— WHAT YOU SHOULD DO —
Copy every line, leaving nothing out and adding nothing.

— STORED DATA —

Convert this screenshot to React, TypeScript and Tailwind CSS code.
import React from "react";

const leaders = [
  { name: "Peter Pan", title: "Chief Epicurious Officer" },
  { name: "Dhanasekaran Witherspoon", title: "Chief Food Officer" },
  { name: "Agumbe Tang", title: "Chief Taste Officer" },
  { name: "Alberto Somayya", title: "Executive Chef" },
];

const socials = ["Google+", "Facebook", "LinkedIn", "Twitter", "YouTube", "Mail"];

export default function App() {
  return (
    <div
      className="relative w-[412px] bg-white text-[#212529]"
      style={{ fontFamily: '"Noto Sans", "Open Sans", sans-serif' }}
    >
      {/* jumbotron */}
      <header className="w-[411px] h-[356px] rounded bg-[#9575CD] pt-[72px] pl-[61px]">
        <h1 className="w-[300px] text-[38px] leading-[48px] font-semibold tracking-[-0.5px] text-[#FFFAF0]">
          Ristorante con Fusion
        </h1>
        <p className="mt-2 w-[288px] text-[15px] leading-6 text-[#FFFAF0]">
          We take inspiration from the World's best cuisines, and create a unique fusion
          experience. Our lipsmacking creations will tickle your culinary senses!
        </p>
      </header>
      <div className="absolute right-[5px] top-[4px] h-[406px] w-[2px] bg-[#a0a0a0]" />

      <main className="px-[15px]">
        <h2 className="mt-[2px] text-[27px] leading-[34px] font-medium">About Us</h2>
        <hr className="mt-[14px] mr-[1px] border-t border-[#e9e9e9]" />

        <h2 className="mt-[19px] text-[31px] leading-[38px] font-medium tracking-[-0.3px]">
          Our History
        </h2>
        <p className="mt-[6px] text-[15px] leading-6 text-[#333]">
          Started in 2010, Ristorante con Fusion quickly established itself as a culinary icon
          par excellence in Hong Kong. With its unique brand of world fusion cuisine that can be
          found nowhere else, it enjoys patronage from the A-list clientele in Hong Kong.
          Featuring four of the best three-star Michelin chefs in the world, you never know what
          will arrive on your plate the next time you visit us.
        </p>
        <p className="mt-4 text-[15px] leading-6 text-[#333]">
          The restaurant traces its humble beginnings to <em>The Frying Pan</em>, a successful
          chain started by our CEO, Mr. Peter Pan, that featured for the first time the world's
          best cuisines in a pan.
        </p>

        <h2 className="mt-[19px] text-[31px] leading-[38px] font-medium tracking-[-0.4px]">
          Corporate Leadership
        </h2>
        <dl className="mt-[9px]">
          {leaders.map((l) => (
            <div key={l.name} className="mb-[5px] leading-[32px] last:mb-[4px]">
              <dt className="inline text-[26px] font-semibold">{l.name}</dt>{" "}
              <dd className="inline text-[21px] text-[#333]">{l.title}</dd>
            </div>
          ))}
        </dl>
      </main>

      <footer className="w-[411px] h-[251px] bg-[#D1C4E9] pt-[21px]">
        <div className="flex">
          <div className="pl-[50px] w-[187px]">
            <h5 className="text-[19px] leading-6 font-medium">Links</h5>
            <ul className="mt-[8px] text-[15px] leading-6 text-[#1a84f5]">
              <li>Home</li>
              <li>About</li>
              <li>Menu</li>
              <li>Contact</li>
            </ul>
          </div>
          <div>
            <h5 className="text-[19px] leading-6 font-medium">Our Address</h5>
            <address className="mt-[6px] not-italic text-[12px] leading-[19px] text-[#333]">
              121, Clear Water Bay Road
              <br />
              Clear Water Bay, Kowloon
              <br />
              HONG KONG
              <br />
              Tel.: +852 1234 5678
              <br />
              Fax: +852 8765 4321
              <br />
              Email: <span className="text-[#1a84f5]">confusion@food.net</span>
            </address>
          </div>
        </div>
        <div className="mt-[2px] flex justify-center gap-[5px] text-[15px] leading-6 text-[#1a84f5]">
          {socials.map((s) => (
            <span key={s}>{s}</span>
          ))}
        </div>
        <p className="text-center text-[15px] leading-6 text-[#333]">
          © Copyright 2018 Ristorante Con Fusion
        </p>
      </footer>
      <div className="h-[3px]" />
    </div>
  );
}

— SOLUTION FOR THIS TASK —
Convert this screenshot to React, TypeScript and Tailwind CSS code.
import React from "react";

const leaders = [
  { name: "Peter Pan", title: "Chief Epicurious Officer" },
  { name: "Dhanasekaran Witherspoon", title: "Chief Food Officer" },
  { name: "Agumbe Tang", title: "Chief Taste Officer" },
  { name: "Alberto Somayya", title: "Executive Chef" },
];

const socials = ["Google+", "Facebook", "LinkedIn", "Twitter", "YouTube", "Mail"];

export default function App() {
  return (
    <div
      className="relative w-[412px] bg-white text-[#212529]"
      style={{ fontFamily: '"Noto Sans", "Open Sans", sans-serif' }}
    >
      {/* jumbotron */}
      <header className="w-[411px] h-[356px] rounded bg-[#9575CD] pt-[72px] pl-[61px]">
        <h1 className="w-[300px] text-[38px] leading-[48px] font-semibold tracking-[-0.5px] text-[#FFFAF0]">
          Ristorante con Fusion
        </h1>
        <p className="mt-2 w-[288px] text-[15px] leading-6 text-[#FFFAF0]">
          We take inspiration from the World's best cuisines, and create a unique fusion
          experience. Our lipsmacking creations will tickle your culinary senses!
        </p>
      </header>
      <div className="absolute right-[5px] top-[4px] h-[406px] w-[2px] bg-[#a0a0a0]" />

      <main className="px-[15px]">
        <h2 className="mt-[2px] text-[27px] leading-[34px] font-medium">About Us</h2>
        <hr className="mt-[14px] mr-[1px] border-t border-[#e9e9e9]" />

        <h2 className="mt-[19px] text-[31px] leading-[38px] font-medium tracking-[-0.3px]">
          Our History
        </h2>
        <p className="mt-[6px] text-[15px] leading-6 text-[#333]">
          Started in 2010, Ristorante con Fusion quickly established itself as a culinary icon
          par excellence in Hong Kong. With its unique brand of world fusion cuisine that can be
          found nowhere else, it enjoys patronage from the A-list clientele in Hong Kong.
          Featuring four of the best three-star Michelin chefs in the world, you never know what
          will arrive on your plate the next time you visit us.
        </p>
        <p className="mt-4 text-[15px] leading-6 text-[#333]">
          The restaurant traces its humble beginnings to <em>The Frying Pan</em>, a successful
          chain started by our CEO, Mr. Peter Pan, that featured for the first time the world's
          best cuisines in a pan.
        </p>

        <h2 className="mt-[19px] text-[31px] leading-[38px] font-medium tracking-[-0.4px]">
          Corporate Leadership
        </h2>
        <dl className="mt-[9px]">
          {leaders.map((l) => (
            <div key={l.name} className="mb-[5px] leading-[32px] last:mb-[4px]">
              <dt className="inline text-[26px] font-semibold">{l.name}</dt>{" "}
              <dd className="inline text-[21px] text-[#333]">{l.title}</dd>
            </div>
          ))}
        </dl>
      </main>

      <footer className="w-[411px] h-[251px] bg-[#D1C4E9] pt-[21px]">
        <div className="flex">
          <div className="pl-[50px] w-[187px]">
            <h5 className="text-[19px] leading-6 font-medium">Links</h5>
            <ul className="mt-[8px] text-[15px] leading-6 text-[#1a84f5]">
              <li>Home</li>
              <li>About</li>
              <li>Menu</li>
              <li>Contact</li>
            </ul>
          </div>
          <div>
            <h5 className="text-[19px] leading-6 font-medium">Our Address</h5>
            <address className="mt-[6px] not-italic text-[12px] leading-[19px] text-[#333]">
              121, Clear Water Bay Road
              <br />
              Clear Water Bay, Kowloon
              <br />
              HONG KONG
              <br />
              Tel.: +852 1234 5678
              <br />
              Fax: +852 8765 4321
              <br />
              Email: <span className="text-[#1a84f5]">confusion@food.net</span>
            </address>
          </div>
        </div>
        <div className="mt-[2px] flex justify-center gap-[5px] text-[15px] leading-6 text-[#1a84f5]">
          {socials.map((s) => (
            <span key={s}>{s}</span>
          ))}
        </div>
        <p className="text-center text-[15px] leading-6 text-[#333]">
          © Copyright 2018 Ristorante Con Fusion
        </p>
      </footer>
      <div className="h-[3px]" />
    </div>
  );
}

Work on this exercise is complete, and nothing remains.